____ Provided records
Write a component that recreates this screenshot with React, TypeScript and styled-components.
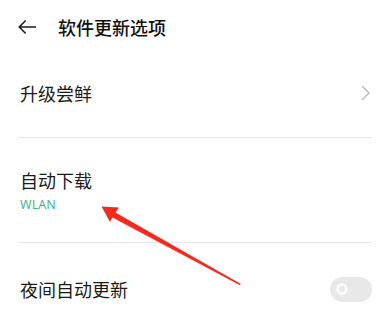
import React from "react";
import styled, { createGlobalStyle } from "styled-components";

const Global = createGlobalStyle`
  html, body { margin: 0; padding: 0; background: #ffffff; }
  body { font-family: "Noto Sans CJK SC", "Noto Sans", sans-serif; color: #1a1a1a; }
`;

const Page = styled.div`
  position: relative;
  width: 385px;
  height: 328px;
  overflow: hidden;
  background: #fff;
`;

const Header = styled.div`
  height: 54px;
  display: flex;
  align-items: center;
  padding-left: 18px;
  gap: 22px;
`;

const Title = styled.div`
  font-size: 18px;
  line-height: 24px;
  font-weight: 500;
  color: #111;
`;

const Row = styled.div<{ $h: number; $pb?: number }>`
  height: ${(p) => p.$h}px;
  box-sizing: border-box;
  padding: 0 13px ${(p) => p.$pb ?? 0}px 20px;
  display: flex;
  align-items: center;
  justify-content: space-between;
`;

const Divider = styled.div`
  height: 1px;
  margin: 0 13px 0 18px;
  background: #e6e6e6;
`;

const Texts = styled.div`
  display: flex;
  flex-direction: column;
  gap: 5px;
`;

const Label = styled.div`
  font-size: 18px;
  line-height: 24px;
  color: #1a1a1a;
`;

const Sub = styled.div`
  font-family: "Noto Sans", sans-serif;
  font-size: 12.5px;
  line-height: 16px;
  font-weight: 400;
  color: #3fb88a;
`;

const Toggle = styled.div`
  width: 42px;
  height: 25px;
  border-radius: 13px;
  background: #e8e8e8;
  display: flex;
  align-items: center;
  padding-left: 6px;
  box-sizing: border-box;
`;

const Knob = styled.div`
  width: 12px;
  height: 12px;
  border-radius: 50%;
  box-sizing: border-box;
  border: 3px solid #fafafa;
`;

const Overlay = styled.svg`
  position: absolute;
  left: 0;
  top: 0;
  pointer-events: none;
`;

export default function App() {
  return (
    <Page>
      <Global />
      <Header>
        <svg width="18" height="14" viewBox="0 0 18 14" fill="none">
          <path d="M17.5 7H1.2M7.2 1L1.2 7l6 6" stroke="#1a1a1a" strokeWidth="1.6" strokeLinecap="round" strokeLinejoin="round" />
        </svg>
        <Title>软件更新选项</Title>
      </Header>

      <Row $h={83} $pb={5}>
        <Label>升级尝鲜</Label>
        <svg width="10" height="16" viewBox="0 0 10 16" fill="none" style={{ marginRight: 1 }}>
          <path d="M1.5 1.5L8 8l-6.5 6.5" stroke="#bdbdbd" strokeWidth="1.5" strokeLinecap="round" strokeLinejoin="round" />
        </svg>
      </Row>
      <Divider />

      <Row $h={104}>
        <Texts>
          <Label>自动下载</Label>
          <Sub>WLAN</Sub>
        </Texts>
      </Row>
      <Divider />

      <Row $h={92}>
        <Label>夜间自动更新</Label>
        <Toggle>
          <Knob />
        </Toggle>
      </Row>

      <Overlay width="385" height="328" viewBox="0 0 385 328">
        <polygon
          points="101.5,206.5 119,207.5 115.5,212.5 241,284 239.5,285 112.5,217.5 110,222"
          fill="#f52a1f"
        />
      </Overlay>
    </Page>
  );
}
________
____ Provided records
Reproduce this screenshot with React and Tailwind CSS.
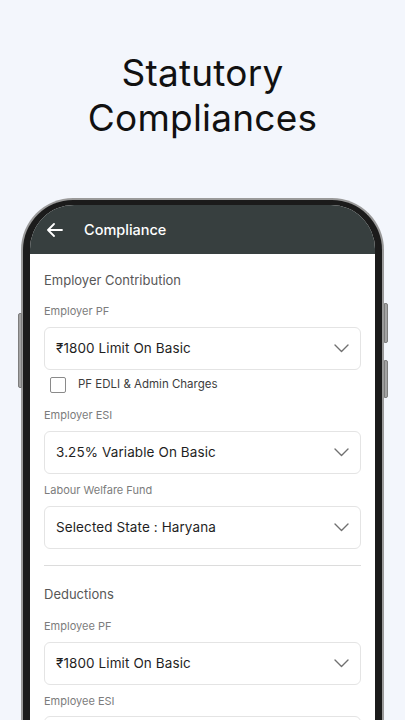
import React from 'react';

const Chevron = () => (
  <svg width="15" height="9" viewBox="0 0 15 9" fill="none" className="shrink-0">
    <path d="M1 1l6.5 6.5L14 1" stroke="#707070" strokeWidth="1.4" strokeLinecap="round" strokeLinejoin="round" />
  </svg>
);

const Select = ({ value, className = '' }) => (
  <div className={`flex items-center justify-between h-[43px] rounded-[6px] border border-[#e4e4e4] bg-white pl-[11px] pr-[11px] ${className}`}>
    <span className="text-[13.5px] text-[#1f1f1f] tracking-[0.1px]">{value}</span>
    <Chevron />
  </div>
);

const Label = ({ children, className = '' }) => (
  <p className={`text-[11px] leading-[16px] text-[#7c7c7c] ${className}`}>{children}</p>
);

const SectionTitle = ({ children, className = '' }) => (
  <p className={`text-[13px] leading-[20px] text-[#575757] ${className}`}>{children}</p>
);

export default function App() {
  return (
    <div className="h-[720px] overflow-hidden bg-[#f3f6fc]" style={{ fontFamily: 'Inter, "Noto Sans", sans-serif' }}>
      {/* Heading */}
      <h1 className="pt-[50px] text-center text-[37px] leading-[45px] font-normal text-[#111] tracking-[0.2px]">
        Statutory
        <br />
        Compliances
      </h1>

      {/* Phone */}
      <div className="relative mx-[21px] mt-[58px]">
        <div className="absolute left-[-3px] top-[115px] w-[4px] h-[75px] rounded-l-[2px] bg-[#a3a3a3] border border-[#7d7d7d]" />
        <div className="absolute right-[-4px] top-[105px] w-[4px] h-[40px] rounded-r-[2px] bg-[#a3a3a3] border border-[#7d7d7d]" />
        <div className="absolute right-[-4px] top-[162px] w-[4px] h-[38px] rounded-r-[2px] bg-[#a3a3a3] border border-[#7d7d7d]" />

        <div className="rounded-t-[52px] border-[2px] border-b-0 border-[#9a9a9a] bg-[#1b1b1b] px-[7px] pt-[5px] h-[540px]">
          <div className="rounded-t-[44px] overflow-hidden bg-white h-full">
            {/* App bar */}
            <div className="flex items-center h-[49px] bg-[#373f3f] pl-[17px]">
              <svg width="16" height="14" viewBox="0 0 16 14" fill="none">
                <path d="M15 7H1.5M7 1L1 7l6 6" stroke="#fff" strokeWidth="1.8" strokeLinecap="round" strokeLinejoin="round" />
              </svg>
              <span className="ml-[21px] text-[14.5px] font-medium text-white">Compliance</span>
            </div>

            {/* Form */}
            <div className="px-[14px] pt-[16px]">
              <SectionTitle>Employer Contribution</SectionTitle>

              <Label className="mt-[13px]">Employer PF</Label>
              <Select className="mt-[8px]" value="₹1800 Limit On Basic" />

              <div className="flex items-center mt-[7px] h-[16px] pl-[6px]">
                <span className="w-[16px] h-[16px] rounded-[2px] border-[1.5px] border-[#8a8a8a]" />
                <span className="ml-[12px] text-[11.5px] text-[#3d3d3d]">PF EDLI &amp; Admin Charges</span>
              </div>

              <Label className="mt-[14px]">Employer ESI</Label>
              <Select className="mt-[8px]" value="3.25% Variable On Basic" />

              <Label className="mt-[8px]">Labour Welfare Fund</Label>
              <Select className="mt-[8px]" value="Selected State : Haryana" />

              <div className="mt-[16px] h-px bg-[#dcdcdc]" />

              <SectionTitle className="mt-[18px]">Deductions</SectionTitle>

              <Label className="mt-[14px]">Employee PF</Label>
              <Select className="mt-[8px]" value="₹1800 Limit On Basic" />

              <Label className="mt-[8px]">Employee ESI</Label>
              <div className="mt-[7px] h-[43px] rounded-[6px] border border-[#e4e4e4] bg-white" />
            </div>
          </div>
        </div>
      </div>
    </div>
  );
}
________
____ Provided records
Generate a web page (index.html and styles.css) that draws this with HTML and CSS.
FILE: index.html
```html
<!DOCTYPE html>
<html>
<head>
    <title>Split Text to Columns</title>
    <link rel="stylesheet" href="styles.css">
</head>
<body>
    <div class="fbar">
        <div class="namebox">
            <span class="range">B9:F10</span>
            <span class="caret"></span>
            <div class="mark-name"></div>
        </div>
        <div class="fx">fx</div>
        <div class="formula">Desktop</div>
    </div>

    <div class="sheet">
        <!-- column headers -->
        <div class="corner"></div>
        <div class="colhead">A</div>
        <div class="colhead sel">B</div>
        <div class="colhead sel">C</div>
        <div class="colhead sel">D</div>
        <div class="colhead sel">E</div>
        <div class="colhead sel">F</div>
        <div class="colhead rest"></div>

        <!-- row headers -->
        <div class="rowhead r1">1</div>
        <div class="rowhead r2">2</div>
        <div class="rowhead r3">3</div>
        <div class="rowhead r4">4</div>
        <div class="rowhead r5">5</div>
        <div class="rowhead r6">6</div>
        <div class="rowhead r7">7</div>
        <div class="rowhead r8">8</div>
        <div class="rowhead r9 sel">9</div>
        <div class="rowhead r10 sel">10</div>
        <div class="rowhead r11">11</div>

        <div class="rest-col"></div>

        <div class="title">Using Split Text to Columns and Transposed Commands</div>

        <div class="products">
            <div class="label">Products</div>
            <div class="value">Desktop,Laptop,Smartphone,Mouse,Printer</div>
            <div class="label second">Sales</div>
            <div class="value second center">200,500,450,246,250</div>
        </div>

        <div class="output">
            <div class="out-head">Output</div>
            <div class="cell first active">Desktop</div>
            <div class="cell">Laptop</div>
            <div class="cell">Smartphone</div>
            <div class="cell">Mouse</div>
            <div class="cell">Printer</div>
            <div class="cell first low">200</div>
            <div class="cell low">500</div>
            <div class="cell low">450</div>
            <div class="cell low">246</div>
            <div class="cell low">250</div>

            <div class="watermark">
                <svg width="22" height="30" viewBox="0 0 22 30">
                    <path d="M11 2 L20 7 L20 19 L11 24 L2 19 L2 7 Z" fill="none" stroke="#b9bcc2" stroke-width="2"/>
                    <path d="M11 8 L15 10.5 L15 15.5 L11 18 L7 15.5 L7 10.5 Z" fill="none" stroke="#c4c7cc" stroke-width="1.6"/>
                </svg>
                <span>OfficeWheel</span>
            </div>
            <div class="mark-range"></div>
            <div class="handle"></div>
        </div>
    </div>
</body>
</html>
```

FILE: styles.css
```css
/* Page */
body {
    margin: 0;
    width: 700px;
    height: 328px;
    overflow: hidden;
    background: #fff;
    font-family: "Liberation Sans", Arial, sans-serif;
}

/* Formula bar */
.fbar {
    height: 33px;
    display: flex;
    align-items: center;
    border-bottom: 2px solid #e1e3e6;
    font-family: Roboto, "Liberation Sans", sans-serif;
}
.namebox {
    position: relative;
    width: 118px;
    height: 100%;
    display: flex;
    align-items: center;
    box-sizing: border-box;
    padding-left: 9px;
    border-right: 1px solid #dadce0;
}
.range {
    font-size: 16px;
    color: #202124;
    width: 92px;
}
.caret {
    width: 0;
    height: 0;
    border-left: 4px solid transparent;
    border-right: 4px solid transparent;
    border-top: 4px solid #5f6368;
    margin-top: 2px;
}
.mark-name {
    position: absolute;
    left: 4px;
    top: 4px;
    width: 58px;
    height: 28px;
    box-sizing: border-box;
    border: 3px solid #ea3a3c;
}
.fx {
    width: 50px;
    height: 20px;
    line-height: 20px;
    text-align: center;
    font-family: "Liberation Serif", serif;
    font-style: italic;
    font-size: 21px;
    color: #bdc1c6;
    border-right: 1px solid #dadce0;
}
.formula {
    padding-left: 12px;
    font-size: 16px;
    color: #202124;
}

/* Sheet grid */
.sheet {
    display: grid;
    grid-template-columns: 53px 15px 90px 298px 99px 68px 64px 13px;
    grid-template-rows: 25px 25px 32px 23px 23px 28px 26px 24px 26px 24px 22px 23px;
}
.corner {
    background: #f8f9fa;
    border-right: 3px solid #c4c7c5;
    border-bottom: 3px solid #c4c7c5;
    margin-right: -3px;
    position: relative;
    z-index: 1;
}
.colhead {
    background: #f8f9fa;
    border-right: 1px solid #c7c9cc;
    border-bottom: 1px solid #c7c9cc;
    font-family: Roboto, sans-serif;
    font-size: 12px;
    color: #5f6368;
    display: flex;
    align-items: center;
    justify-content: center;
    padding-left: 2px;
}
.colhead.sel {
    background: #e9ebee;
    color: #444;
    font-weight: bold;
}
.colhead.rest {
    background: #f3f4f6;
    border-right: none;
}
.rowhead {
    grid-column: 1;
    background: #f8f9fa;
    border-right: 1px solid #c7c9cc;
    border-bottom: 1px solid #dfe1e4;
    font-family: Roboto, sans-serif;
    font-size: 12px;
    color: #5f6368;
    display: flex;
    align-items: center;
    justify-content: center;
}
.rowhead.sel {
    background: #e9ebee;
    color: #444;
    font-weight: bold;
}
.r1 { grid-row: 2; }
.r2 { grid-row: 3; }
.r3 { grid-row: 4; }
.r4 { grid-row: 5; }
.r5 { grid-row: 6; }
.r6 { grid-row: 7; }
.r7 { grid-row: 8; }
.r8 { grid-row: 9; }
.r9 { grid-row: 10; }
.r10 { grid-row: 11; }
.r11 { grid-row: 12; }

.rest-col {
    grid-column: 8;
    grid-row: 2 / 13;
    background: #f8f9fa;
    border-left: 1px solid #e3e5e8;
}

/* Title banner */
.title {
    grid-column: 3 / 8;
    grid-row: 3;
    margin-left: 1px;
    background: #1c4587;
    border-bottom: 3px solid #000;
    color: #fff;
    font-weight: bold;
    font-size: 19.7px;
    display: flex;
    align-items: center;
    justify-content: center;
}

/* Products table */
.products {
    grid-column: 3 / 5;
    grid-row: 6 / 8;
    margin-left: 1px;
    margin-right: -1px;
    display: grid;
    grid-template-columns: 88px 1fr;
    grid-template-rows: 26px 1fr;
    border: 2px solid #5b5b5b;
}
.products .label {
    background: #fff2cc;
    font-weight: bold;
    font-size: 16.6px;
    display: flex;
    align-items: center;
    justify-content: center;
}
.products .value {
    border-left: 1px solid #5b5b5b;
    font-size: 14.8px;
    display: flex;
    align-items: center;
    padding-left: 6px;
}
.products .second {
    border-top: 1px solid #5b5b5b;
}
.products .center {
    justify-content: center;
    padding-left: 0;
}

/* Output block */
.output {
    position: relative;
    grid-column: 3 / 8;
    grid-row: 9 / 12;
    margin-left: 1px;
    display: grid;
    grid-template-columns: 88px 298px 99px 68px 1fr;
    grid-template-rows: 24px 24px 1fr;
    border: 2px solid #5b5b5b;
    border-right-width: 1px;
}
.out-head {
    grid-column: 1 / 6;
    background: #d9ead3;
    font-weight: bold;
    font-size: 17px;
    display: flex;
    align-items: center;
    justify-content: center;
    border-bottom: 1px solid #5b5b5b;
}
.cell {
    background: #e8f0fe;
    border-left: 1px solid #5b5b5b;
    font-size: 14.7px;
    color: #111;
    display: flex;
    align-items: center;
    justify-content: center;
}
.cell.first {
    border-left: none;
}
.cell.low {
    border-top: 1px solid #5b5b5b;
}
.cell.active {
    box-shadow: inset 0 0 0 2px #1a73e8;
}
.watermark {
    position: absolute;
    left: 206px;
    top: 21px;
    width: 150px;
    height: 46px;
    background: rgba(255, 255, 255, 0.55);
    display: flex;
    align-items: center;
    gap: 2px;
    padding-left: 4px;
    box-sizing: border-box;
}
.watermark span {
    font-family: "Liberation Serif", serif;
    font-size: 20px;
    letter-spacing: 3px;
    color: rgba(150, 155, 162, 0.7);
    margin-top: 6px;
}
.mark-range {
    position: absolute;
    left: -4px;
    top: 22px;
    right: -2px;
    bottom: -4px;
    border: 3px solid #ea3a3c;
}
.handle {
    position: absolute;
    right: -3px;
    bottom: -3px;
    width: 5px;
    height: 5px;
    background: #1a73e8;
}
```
________
* **Written request**: Which lines in the listing above hold the word "that"? Show each of them.

* **Response to the exercise**:
Write a component that recreates this screenshot with React, TypeScript and styled-components.
Generate a web page (index.html and styles.css) that draws this with HTML and CSS.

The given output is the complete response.